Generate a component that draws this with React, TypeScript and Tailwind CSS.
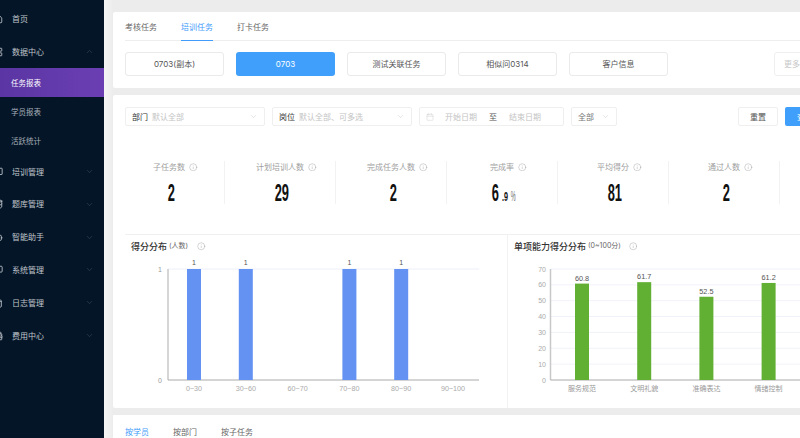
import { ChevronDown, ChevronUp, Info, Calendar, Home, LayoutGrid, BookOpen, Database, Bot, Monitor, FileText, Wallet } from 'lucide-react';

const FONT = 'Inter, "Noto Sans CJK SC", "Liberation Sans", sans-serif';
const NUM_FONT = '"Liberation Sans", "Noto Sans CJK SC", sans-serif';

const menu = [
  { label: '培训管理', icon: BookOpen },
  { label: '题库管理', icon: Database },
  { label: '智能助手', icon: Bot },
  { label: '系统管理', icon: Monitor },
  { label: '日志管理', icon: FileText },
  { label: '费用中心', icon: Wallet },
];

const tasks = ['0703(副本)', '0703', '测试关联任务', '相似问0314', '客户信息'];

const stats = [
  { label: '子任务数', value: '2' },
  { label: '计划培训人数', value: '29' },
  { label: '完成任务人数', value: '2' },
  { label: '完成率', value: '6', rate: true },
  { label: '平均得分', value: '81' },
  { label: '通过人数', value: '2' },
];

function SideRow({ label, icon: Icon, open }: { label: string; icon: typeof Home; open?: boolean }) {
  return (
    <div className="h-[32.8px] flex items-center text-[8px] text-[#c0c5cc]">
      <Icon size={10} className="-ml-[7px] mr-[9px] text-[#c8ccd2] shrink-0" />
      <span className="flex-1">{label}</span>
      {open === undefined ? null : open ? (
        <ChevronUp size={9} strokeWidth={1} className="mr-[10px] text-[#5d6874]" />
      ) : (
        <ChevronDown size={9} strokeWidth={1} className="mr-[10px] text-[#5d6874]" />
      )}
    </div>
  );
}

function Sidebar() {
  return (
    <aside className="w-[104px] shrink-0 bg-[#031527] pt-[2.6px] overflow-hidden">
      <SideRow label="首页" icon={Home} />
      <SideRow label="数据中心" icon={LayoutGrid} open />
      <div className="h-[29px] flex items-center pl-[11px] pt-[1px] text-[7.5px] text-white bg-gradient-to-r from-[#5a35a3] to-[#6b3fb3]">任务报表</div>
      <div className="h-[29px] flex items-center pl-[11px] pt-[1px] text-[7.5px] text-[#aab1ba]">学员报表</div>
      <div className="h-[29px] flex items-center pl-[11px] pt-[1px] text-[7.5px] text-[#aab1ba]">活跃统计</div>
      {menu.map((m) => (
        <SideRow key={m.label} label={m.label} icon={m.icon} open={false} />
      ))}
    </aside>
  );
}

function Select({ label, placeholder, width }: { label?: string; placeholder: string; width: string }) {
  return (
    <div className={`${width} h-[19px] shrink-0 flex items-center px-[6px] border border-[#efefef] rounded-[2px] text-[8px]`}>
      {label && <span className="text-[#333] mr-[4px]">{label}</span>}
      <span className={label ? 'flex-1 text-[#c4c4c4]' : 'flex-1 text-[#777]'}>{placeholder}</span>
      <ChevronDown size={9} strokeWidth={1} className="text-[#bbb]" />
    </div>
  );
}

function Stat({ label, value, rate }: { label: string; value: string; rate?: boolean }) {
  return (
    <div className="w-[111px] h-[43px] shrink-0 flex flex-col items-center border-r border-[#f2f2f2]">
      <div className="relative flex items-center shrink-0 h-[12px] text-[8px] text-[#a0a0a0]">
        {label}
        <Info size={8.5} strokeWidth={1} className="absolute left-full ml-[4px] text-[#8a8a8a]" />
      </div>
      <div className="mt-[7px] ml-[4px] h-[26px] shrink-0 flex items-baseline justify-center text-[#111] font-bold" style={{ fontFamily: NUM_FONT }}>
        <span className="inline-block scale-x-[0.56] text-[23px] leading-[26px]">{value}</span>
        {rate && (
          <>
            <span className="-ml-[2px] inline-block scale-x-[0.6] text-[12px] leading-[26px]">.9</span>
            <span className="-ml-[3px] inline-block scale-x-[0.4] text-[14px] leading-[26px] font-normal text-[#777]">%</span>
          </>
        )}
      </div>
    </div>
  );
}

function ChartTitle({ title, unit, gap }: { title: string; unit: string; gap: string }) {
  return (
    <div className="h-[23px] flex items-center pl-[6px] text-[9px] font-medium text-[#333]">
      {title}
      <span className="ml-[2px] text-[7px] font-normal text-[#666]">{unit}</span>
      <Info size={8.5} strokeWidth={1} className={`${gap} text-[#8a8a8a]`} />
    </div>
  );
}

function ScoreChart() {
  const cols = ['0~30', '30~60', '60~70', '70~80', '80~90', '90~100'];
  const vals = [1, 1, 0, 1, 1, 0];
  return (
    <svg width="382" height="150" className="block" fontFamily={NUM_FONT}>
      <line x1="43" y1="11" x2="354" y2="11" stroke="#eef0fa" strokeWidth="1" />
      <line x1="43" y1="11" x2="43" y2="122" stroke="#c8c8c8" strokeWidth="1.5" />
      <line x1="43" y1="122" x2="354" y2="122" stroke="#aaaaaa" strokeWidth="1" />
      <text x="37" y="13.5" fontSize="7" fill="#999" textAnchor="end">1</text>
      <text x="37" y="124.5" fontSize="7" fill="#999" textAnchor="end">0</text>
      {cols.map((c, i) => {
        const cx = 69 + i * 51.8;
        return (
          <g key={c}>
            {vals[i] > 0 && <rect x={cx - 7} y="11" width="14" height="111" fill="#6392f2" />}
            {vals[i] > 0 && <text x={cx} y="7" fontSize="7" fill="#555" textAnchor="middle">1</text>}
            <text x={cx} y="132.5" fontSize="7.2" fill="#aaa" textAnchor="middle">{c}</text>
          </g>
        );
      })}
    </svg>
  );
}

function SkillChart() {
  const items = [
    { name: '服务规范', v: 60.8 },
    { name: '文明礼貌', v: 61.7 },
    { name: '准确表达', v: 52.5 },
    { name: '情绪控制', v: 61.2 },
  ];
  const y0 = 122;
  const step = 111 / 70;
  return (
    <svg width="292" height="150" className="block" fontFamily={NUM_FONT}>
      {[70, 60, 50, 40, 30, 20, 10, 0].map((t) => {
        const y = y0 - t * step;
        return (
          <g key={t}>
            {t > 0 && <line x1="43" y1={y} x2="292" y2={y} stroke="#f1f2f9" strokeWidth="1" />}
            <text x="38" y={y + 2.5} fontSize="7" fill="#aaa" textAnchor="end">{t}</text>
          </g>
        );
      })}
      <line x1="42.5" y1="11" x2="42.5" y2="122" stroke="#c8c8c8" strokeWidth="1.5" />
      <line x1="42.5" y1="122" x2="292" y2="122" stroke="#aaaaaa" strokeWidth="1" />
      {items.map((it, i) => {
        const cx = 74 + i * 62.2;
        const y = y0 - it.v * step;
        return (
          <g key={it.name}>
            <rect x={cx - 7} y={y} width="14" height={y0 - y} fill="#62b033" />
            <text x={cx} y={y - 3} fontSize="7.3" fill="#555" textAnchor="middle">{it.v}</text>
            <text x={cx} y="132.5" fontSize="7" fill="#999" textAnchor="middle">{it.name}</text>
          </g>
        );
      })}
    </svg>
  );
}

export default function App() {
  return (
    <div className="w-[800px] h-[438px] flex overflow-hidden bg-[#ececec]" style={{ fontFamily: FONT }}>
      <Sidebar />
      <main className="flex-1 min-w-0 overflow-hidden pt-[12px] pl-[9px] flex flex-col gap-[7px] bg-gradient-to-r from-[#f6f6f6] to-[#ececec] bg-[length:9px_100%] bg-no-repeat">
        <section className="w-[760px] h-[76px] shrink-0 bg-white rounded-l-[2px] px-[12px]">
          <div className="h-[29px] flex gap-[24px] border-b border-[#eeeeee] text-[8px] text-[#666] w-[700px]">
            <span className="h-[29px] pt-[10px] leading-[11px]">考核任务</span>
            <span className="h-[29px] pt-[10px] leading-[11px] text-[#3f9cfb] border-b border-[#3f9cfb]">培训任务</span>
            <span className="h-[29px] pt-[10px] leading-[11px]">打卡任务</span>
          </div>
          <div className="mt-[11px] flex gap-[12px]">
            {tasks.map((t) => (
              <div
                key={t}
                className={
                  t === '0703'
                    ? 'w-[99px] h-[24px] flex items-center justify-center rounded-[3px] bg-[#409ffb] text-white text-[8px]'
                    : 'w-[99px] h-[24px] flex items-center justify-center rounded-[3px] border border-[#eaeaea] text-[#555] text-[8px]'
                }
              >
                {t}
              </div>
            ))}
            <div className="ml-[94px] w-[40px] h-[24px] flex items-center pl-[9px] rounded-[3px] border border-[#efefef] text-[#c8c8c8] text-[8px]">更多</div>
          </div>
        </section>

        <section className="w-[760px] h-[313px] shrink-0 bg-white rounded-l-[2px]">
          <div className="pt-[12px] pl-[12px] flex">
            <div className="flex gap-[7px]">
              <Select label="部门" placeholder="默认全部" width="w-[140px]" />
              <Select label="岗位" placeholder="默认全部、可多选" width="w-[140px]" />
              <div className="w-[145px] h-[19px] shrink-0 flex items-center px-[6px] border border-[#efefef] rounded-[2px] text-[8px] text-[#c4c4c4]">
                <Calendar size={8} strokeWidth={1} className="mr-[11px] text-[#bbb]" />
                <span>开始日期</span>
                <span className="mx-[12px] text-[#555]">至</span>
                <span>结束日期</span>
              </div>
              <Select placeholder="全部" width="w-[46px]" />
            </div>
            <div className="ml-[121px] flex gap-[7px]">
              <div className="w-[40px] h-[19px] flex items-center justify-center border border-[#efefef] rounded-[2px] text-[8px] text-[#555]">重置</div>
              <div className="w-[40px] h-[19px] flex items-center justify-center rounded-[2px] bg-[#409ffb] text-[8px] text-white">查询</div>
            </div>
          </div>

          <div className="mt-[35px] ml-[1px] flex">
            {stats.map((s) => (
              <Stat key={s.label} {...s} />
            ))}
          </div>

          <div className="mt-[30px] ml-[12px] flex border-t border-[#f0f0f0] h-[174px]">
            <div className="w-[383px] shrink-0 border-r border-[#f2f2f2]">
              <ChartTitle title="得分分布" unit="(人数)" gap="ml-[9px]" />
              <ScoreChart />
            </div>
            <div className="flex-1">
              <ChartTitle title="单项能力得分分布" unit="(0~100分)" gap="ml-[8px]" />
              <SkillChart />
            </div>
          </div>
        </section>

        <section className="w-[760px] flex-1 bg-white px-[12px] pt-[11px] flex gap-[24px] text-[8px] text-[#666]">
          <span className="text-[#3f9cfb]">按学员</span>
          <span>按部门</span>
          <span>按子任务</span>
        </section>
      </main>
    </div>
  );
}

-.-.-

**Work instructions**
Reproduce only the lines from the beginning of the data through the line that contains "const tasks = ['0703(副本)', '0703', '测试关联任务', '相似问0314', '客户信息'];", both included, and please drop the pictures.

**Written reply**
Generate a component that draws this with React, TypeScript and Tailwind CSS.
import { ChevronDown, ChevronUp, Info, Calendar, Home, LayoutGrid, BookOpen, Database, Bot, Monitor, FileText, Wallet } from 'lucide-react';

const FONT = 'Inter, "Noto Sans CJK SC", "Liberation Sans", sans-serif';
const NUM_FONT = '"Liberation Sans", "Noto Sans CJK SC", sans-serif';

const menu = [
  { label: '培训管理', icon: BookOpen },
  { label: '题库管理', icon: Database },
  { label: '智能助手', icon: Bot },
  { label: '系统管理', icon: Monitor },
  { label: '日志管理', icon: FileText },
  { label: '费用中心', icon: Wallet },
];

const tasks = ['0703(副本)', '0703', '测试关联任务', '相似问0314', '客户信息'];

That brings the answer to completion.